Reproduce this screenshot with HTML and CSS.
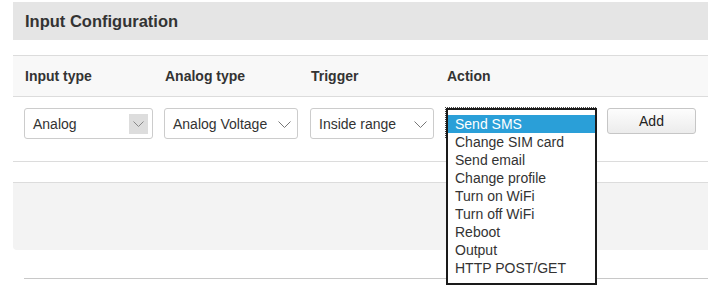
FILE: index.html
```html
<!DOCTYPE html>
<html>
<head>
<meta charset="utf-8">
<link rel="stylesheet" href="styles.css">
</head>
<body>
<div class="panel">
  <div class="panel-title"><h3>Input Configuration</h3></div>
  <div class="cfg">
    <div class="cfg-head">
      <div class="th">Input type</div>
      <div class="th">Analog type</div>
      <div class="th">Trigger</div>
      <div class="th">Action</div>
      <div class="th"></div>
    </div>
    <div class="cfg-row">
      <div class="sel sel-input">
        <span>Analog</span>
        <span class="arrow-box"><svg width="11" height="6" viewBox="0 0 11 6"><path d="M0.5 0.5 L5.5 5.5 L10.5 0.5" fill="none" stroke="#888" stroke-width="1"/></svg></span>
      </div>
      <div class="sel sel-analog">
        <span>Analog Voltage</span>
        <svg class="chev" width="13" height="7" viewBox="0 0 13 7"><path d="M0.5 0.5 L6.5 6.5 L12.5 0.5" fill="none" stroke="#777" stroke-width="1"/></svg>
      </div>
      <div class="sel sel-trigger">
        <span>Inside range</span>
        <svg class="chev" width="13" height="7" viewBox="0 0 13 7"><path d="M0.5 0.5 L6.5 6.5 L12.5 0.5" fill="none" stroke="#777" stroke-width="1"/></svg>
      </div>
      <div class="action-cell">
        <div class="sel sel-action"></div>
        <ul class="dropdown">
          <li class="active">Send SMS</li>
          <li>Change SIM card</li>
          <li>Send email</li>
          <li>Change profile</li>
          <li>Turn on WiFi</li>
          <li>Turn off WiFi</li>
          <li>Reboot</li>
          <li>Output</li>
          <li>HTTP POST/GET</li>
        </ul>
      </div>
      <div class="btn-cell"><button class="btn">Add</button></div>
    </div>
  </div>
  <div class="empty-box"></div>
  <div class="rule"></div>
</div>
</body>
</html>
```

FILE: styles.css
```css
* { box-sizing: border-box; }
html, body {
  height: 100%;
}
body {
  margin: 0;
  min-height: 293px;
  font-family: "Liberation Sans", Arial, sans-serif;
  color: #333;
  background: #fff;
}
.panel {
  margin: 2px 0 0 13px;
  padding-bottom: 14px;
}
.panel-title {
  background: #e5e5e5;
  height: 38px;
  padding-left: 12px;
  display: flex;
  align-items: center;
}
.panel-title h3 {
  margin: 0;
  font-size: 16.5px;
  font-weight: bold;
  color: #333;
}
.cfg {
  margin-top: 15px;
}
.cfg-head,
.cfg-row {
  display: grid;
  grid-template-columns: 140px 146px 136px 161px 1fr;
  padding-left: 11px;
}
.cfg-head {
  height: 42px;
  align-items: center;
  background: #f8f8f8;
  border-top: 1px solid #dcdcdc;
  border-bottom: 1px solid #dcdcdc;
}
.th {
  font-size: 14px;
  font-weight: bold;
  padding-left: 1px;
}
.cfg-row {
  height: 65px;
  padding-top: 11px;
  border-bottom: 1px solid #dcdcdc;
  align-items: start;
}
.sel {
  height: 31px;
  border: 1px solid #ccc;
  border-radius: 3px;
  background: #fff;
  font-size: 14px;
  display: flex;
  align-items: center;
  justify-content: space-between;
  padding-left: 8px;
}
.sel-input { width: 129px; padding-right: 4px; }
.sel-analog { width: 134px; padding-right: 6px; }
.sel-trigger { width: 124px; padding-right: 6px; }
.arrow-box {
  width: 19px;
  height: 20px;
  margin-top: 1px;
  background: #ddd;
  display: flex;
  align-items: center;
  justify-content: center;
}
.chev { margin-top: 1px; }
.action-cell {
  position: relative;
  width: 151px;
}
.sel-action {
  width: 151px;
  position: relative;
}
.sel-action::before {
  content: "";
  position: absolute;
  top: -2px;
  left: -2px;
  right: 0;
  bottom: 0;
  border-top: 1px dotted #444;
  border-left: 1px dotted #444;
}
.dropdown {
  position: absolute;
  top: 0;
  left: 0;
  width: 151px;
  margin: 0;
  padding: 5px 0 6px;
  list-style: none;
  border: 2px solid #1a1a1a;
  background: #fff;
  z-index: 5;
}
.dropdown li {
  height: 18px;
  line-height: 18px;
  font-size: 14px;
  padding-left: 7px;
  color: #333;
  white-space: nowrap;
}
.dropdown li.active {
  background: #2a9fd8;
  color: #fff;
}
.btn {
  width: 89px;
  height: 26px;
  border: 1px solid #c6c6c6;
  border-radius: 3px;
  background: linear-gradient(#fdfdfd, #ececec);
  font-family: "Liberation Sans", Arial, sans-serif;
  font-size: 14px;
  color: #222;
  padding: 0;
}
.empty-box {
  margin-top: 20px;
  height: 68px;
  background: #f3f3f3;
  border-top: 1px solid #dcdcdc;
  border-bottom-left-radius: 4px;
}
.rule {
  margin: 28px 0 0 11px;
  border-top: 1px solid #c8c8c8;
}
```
###
> [What to do]: Go through the listing above and write it out again exactly, dropping the pictures.

> [Finished answer]:
Reproduce this screenshot with HTML and CSS.
FILE: index.html
```html
<!DOCTYPE html>
<html>
<head>
<meta charset="utf-8">
<link rel="stylesheet" href="styles.css">
</head>
<body>
<div class="panel">
  <div class="panel-title"><h3>Input Configuration</h3></div>
  <div class="cfg">
    <div class="cfg-head">
      <div class="th">Input type</div>
      <div class="th">Analog type</div>
      <div class="th">Trigger</div>
      <div class="th">Action</div>
      <div class="th"></div>
    </div>
    <div class="cfg-row">
      <div class="sel sel-input">
        <span>Analog</span>
        <span class="arrow-box"><svg width="11" height="6" viewBox="0 0 11 6"><path d="M0.5 0.5 L5.5 5.5 L10.5 0.5" fill="none" stroke="#888" stroke-width="1"/></svg></span>
      </div>
      <div class="sel sel-analog">
        <span>Analog Voltage</span>
        <svg class="chev" width="13" height="7" viewBox="0 0 13 7"><path d="M0.5 0.5 L6.5 6.5 L12.5 0.5" fill="none" stroke="#777" stroke-width="1"/></svg>
      </div>
      <div class="sel sel-trigger">
        <span>Inside range</span>
        <svg class="chev" width="13" height="7" viewBox="0 0 13 7"><path d="M0.5 0.5 L6.5 6.5 L12.5 0.5" fill="none" stroke="#777" stroke-width="1"/></svg>
      </div>
      <div class="action-cell">
        <div class="sel sel-action"></div>
        <ul class="dropdown">
          <li class="active">Send SMS</li>
          <li>Change SIM card</li>
          <li>Send email</li>
          <li>Change profile</li>
          <li>Turn on WiFi</li>
          <li>Turn off WiFi</li>
          <li>Reboot</li>
          <li>Output</li>
          <li>HTTP POST/GET</li>
        </ul>
      </div>
      <div class="btn-cell"><button class="btn">Add</button></div>
    </div>
  </div>
  <div class="empty-box"></div>
  <div class="rule"></div>
</div>
</body>
</html>
```

FILE: styles.css
```css
* { box-sizing: border-box; }
html, body {
  height: 100%;
}
body {
  margin: 0;
  min-height: 293px;
  font-family: "Liberation Sans", Arial, sans-serif;
  color: #333;
  background: #fff;
}
.panel {
  margin: 2px 0 0 13px;
  padding-bottom: 14px;
}
.panel-title {
  background: #e5e5e5;
  height: 38px;
  padding-left: 12px;
  display: flex;
  align-items: center;
}
.panel-title h3 {
  margin: 0;
  font-size: 16.5px;
  font-weight: bold;
  color: #333;
}
.cfg {
  margin-top: 15px;
}
.cfg-head,
.cfg-row {
  display: grid;
  grid-template-columns: 140px 146px 136px 161px 1fr;
  padding-left: 11px;
}
.cfg-head {
  height: 42px;
  align-items: center;
  background: #f8f8f8;
  border-top: 1px solid #dcdcdc;
  border-bottom: 1px solid #dcdcdc;
}
.th {
  font-size: 14px;
  font-weight: bold;
  padding-left: 1px;
}
.cfg-row {
  height: 65px;
  padding-top: 11px;
  border-bottom: 1px solid #dcdcdc;
  align-items: start;
}
.sel {
  height: 31px;
  border: 1px solid #ccc;
  border-radius: 3px;
  background: #fff;
  font-size: 14px;
  display: flex;
  align-items: center;
  justify-content: space-between;
  padding-left: 8px;
}
.sel-input { width: 129px; padding-right: 4px; }
.sel-analog { width: 134px; padding-right: 6px; }
.sel-trigger { width: 124px; padding-right: 6px; }
.arrow-box {
  width: 19px;
  height: 20px;
  margin-top: 1px;
  background: #ddd;
  display: flex;
  align-items: center;
  justify-content: center;
}
.chev { margin-top: 1px; }
.action-cell {
  position: relative;
  width: 151px;
}
.sel-action {
  width: 151px;
  position: relative;
}
.sel-action::before {
  content: "";
  position: absolute;
  top: -2px;
  left: -2px;
  right: 0;
  bottom: 0;
  border-top: 1px dotted #444;
  border-left: 1px dotted #444;
}
.dropdown {
  position: absolute;
  top: 0;
  left: 0;
  width: 151px;
  margin: 0;
  padding: 5px 0 6px;
  list-style: none;
  border: 2px solid #1a1a1a;
  background: #fff;
  z-index: 5;
}
.dropdown li {
  height: 18px;
  line-height: 18px;
  font-size: 14px;
  padding-left: 7px;
  color: #333;
  white-space: nowrap;
}
.dropdown li.active {
  background: #2a9fd8;
  color: #fff;
}
.btn {
  width: 89px;
  height: 26px;
  border: 1px solid #c6c6c6;
  border-radius: 3px;
  background: linear-gradient(#fdfdfd, #ececec);
  font-family: "Liberation Sans", Arial, sans-serif;
  font-size: 14px;
  color: #222;
  padding: 0;
}
.empty-box {
  margin-top: 20px;
  height: 68px;
  background: #f3f3f3;
  border-top: 1px solid #dcdcdc;
  border-bottom-left-radius: 4px;
}
.rule {
  margin: 28px 0 0 11px;
  border-top: 1px solid #c8c8c8;
}
```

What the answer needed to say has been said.